Think about it: Are you trying to do too much? Are you paralyzing your potential in an area that comes naturally to you, or a talent that differentiates you from your peers, simply because you are trying to do too many things?
If this is the case, you stand the chance of being that “Jack of all trades, master of none.”
Remember what happened when I told you about my multi-tasking with technology? I’m always thinking of what I need to do next as I respond to another email and try to answer a call while walking into a meeting. Whew! That’s a lot to do at once. I haven’t done it just yet, but I could see myself being one of those people who is too busy to notice that I’m about to splash face-first into the middle of a large water fountain or walk smack-dab into a tree.

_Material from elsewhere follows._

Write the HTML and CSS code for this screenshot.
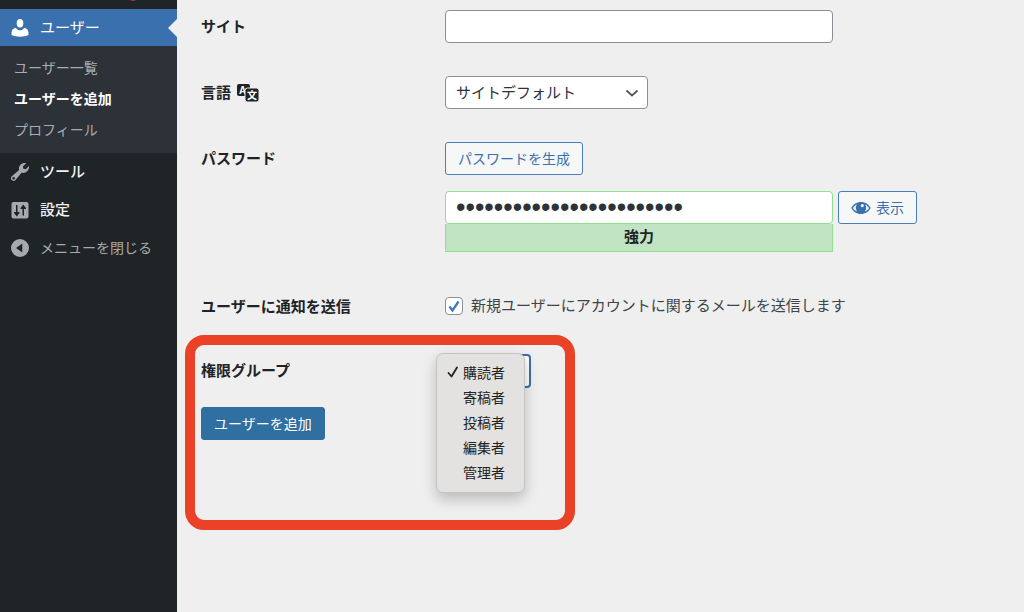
FILE: index.html
```html
<!DOCTYPE html>
<html lang="ja">
<head>
    <meta charset="UTF-8">
    <meta name="viewport" content="width=device-width, initial-scale=1.0">
    <title>ユーザーを追加</title>
    <link rel="stylesheet" href="styles.css">
</head>
<body>

<!-- Admin menu -->
<nav class="sidebar">
    <div class="menu-top"><span class="update-badge"></span></div>
    <a href="#" class="menu-item current">
        <svg class="icon" viewBox="0 0 20 20"><ellipse cx="10" cy="5.2" rx="3.300" ry="4.200"/><path d="M5.800 9.700c.9 1.700 2.400 2.600 4.200 2.600s3.300-.9 4.200-2.600c2.800.6 4.300 2.400 4.300 5.200v2.200c-2.400 1.200-5.200 1.700-8.500 1.700s-6.100-.5-8.500-1.700v-2.200c0-2.800 1.500-4.600 4.300-5.200z"/></svg>
        ユーザー
    </a>
    <ul class="submenu">
        <li><a href="#">ユーザー一覧</a></li>
        <li><a href="#" class="active">ユーザーを追加</a></li>
        <li><a href="#">プロフィール</a></li>
    </ul>
    <a href="#" class="menu-item">
        <svg class="icon" viewBox="0 0 20 20"><path fill-rule="evenodd" d="M17 9.300c-1.500 1.500-3.500 2-5.200 1.300l-6.300 7.400c-1.100 1.200-2.700 1.200-3.800.1s-1.100-2.700.1-3.800l7.400-6.300c-.7-1.800-.2-3.900 1.200-5.300C12.100 1 14.300.5 16.200 1.200L12.900 4.500l.5 2.300 2.300.5 3.300-3.300c.6 1.900-.6 3.900-2 5.300zM3.600 15a1.300 1.300 0 1 0 0 2.600 1.300 1.300 0 0 0 0-2.600z"/></svg>
        ツール
    </a>
    <a href="#" class="menu-item">
        <svg class="icon" viewBox="0 0 20 20"><path fill-rule="evenodd" d="M3.500 2h13q2 0 2 2v12.500q0 2-2 2h-13q-2 0-2-2V4q0-2 2-2zM6 5v7H4v1l2.800 3.500L9.500 13v-1h-2V5zM13.200 4.500 10.500 8v1h2v6.500H14V9h2V8z"/></svg>
        設定
    </a>
    <button type="button" class="menu-item collapse">
        <svg class="icon" viewBox="0 0 20 20"><path fill-rule="evenodd" d="M10 1a9 9 0 1 0 0 18A9 9 0 0 0 10 1zM12.300 5.500v9L6 10z"/></svg>
        メニューを閉じる
    </button>
</nav>

<main class="content">
    <form class="user-form">
        <div class="row">
            <label class="title" for="url">サイト</label>
            <input type="text" id="url" class="field wide">
        </div>

        <div class="row">
            <label class="title" for="locale">言語
                <svg class="translate" viewBox="0 0 23 20">
                    <rect x="1" y="1" width="13" height="12" rx="2"/>
                    <text x="3" y="11">A</text>
                    <rect class="front" x="9" y="5" width="14" height="14" rx="2.500"/>
                    <text x="11" y="16">文</text>
                </svg>
            </label>
            <select id="locale" class="field locale">
                <option>サイトデフォルト</option>
            </select>
        </div>

        <div class="row">
            <label class="title" for="pass">パスワード</label>
            <div class="password">
                <button type="button" class="button">パスワードを生成</button>
                <div class="password-line">
                    <div class="password-box">
                        <input type="password" id="pass" class="field strong" value="abcdefghijklmnopqrstuvwx">
                        <div class="strength">強力</div>
                    </div>
                    <button type="button" class="button">
                        <svg class="eye" viewBox="0 0 20 14"><path fill-rule="evenodd" d="M10 1C5.800 1 2.300 3.200.3 7c2 3.800 5.500 6 9.700 6s7.700-2.200 9.700-6C17.700 3.200 14.200 1 10 1zM6 3.500a5 5 0 0 0 .4 7C4.500 9.900 3 8.700 1.900 7 2.900 5.400 4.300 4.200 6 3.500zm8 0c1.700.7 3.100 1.900 4.100 3.500-1.100 1.700-2.600 2.900-4.500 3.500a5 5 0 0 0 .4-7zM11.300 3a1.600 1.600 0 1 1 0 3.200 1.600 1.600 0 0 1 0-3.200z"/></svg>
                        表示
                    </button>
                </div>
            </div>
        </div>

        <div class="row notify">
            <span class="title">ユーザーに通知を送信</span>
            <label class="check"><input type="checkbox" checked>新規ユーザーにアカウントに関するメールを送信します</label>
        </div>

        <!-- Role picker with its open menu -->
        <div class="role-area">
            <div class="row">
                <label class="title" for="role">権限グループ</label>
                <div class="role-box">
                    <select id="role" class="field role">
                        <option>購読者</option>
                    </select>
                    <ul class="role-menu">
                        <li class="selected">購読者</li>
                        <li>寄稿者</li>
                        <li>投稿者</li>
                        <li>編集者</li>
                        <li>管理者</li>
                    </ul>
                </div>
            </div>
            <button type="submit" class="button primary">ユーザーを追加</button>
            <div class="highlight"></div>
        </div>
    </form>
</main>

</body>
</html>
```
FILE: styles.css
```css
* {
    box-sizing: border-box;
}

body {
    display: flex;
    min-height: 100vh;
    margin: 0;
    background-color: #efefef;
    color: #3c434a;
    font-family: "Liberation Sans", "Noto Sans CJK JP", sans-serif;
    font-size: 15px;
    line-height: 24px;
}

button, input, select {
    font: inherit;
}

ul {
    list-style: none;
    margin: 0;
    padding: 0;
}

/* Sidebar */
.sidebar {
    flex: 0 0 177px;
    background-color: #1f2427;
}

.menu-top {
    display: flex;
    justify-content: center;
    align-items: flex-end;
    height: 9px;
    padding: 0 0 8px 88px;
}

.update-badge {
    flex: none;
    width: 8px;
    height: 8px;
    border-radius: 50%;
    background-color: #b03238;
}

.menu-item {
    display: flex;
    align-items: center;
    gap: 10px;
    width: 100%;
    height: 38px;
    padding: 0 10px;
    border: none;
    background: none;
    color: #f0f0f1;
    font-weight: 500;
    text-decoration: none;
}

.icon {
    width: 20px;
    height: 20px;
    fill: #a7aaad;
}

.menu-item.current {
    position: relative;
    height: 37px;
    background-color: #3a70ae;
    color: #fff;
    font-weight: 400;
}

.menu-item.current::after {
    content: "";
    position: absolute;
    top: 10px;
    right: 0;
    border: 9px solid transparent;
    border-left: none;
    border-right-color: #efefef;
}

.menu-item.current .icon {
    fill: #fff;
}

.submenu {
    padding: 7px 0;
    background-color: #2d3239;
    font-size: 14px;
}

.submenu a {
    display: block;
    padding: 3px 14px 4px;
    color: #a9acb0;
    text-decoration: none;
}

.submenu a.active {
    color: #fff;
    font-weight: bold;
}

.menu-item.collapse {
    color: #a7aaad;
    font-size: 14px;
    font-weight: 400;
    cursor: pointer;
}

/* Form */
.content {
    flex: 1;
    padding: 10px 24px;
}

.user-form {
    display: flex;
    flex-direction: column;
    gap: 33px;
}

.row {
    display: grid;
    grid-template-columns: 244px 1fr;
    align-items: start;
}

.title {
    display: flex;
    align-items: center;
    gap: 5px;
    padding: 5px 0 2px;
    color: #1d2327;
    font-weight: bold;
}

.translate {
    width: 23px;
    height: 20px;
    fill: #1d2327;
}

.translate .front {
    stroke: #efefef;
}

.translate text {
    fill: #fff;
    font-size: 10px;
    font-weight: bold;
}

.field {
    height: 33px;
    padding: 0 10px;
    border: 1px solid #8c8f94;
    border-radius: 4px;
    background-color: #fff;
    color: #2c3338;
}

.wide {
    width: 100%;
    max-width: 388px;
}

select.field {
    appearance: none;
    justify-self: start;
    background-image: url("data:image/svg+xml,%3Csvg xmlns='http://www.w3.org/2000/svg' viewBox='0 0 14 14'%3E%3Cpath d='M1.500 4.500l5.500 5 5.500-5' fill='none' stroke='%2350575e' stroke-width='1.800'/%3E%3C/svg%3E");
    background-position: right 8px center;
    background-repeat: no-repeat;
    background-size: 14px 14px;
}

.locale {
    width: 203px;
}

.button {
    display: inline-flex;
    align-items: center;
    gap: 5px;
    height: 33px;
    padding: 0 12px;
    border: 1px solid #4a7dc0;
    border-radius: 3px;
    background-color: #f6f7f7;
    color: #3a70ae;
    font-size: 14px;
    white-space: nowrap;
    cursor: pointer;
}

.button.primary {
    border-color: #2f6fa1;
    background-color: #2f6fa1;
    color: #fff;
}

.password {
    display: flex;
    flex-direction: column;
    align-items: flex-start;
    gap: 16px;
}

.password-line {
    display: flex;
    align-items: flex-start;
    gap: 5px;
    width: 100%;
}

.password-box {
    flex: 0 1 388px;
}

.strong {
    display: block;
    width: 100%;
    border-color: #8fe08f;
    font-size: 27px;
}

.strength {
    height: 28px;
    border: 1px solid #8fe08f;
    border-top: none;
    background-color: #c0e3c2;
    color: #1d2327;
    font-weight: bold;
    line-height: 26px;
    text-align: center;
}

.eye {
    width: 20px;
    height: 14px;
    fill: #3a70ae;
}

.notify {
    padding-top: 5px;
}

.check {
    display: flex;
    align-items: center;
    gap: 8px;
    padding: 4px 0 3px;
}

.check input {
    appearance: none;
    flex: none;
    width: 18px;
    height: 18px;
    margin: 0;
    border: 1px solid #8c8f94;
    border-radius: 4px;
    background: #fff url("data:image/svg+xml,%3Csvg xmlns='http://www.w3.org/2000/svg' viewBox='0 0 16 16'%3E%3Cpath d='M3.500 8.500l3 4 6-9' fill='none' stroke='%233b7cc4' stroke-width='2.300'/%3E%3C/svg%3E") center no-repeat;
}

/* Role area */
.role-area {
    position: relative;
    display: flex;
    flex-direction: column;
    align-items: flex-start;
    gap: 19px;
}

.role-box {
    position: relative;
}

.role {
    width: 86px;
    height: 34px;
    border: 2px solid #3a70ae;
}

.role-menu {
    position: absolute;
    z-index: 1;
    top: -1px;
    left: -9px;
    width: 89px;
    padding: 7px 0 6px 26px;
    border: 1px solid #c4c4c4;
    border-radius: 7px;
    background-color: #e3e2e0;
    box-shadow: 0 6px 14px rgba(0, 0, 0, 0.22);
    color: #222;
    font-size: 14px;
    line-height: 25px;
}

.role-menu .selected::before {
    content: "";
    display: inline-block;
    width: 12px;
    height: 12px;
    margin-left: -16px;
    margin-right: 4px;
    background: url("data:image/svg+xml,%3Csvg xmlns='http://www.w3.org/2000/svg' viewBox='0 0 12 12'%3E%3Cpath d='M1.500 7l3 3.500L10 1.500' fill='none' stroke='%23222' stroke-width='1.800' stroke-linecap='round' stroke-linejoin='round'/%3E%3C/svg%3E") center no-repeat;
}

.highlight {
    position: absolute;
    top: -19px;
    left: -16px;
    width: 390px;
    height: 195px;
    border: 10px solid #eb4127;
    border-radius: 19px;
    pointer-events: none;
}
```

Not helpful for my focus. And the same principle applies to our efforts toward our talents or skills.
The following are some very deliberate steps we can take to narrow our focus, so we can accelerate success:
1. Identify obstacles and weaknesses. What duties do you a) not have to do, b) could someone else do better, or c) feel miserable about undertaking and, thus, are ineffective in executing these actions? Once identified, work to remove those from your lengthy to-do list, and focus 80 percent of your energies on the 20 percent of your most important duties. Suddenly, you’ll find out how efficient you can truly be by just “letting go” of the ineffectual excess.
2. Define your wants. The king of bluntness, Yogi Berra, put it like this: “If you don’t know where you’re going … you might not get there.” Put another way, you wouldn’t dare set out to an unfamiliar place without a map or GPS – unless you really don’t mind traveling in circles or wasting gas. With a specific goal or destination defined, it’s much easier for you to determine what activities throughout your day are just time-filler, as opposed to what actions are strategic in nature – and necessary for you to reach that desired objective.
3. Determine how to get it. This is one place where the wheels fall off for many people, in that we may have a passion for something so strong that we can almost taste it. A vision so clear we imagine it nearly constantly. But what good is it to have that dream, if we don’t put the wheels in motion and spring into the action necessary to fulfill it? Without a list of steps or actions, we’re just idle dreamers. One surefire way to hold our feet to the fire is to establish a list of tasks necessary to progress toward your goal, a deadline for each, and a method of accountability to measure our progress.
4. Do. It’s as simple as that – or is it simple at all? Even with the plans in mind, we will still be idle dreamers if we don’t start to act on those plans. Often, as I’ve told my mentees before (and I do well to remember myself), people have the tendency to use planning as a “crutch” – an excuse to delay the actual act of doing. Because we’re scared. Because we fear failing and falling flat on our face. Because it’s far easier to stay in the dreaming phase. No matter how talented you are, or what opportunities you have presently, it is impossible to be exceptional without doing the work. So says NFL quarterback and Heisman trophy winner Tim Tebow, “Hard work beats talent when talent doesn’t work hard.”
Get to know what you do well.
Define what you want to do with that area of strength.
And work very diligently to filter and any all distractions from allowing yourself to increase your opportunities and successes in this particular area.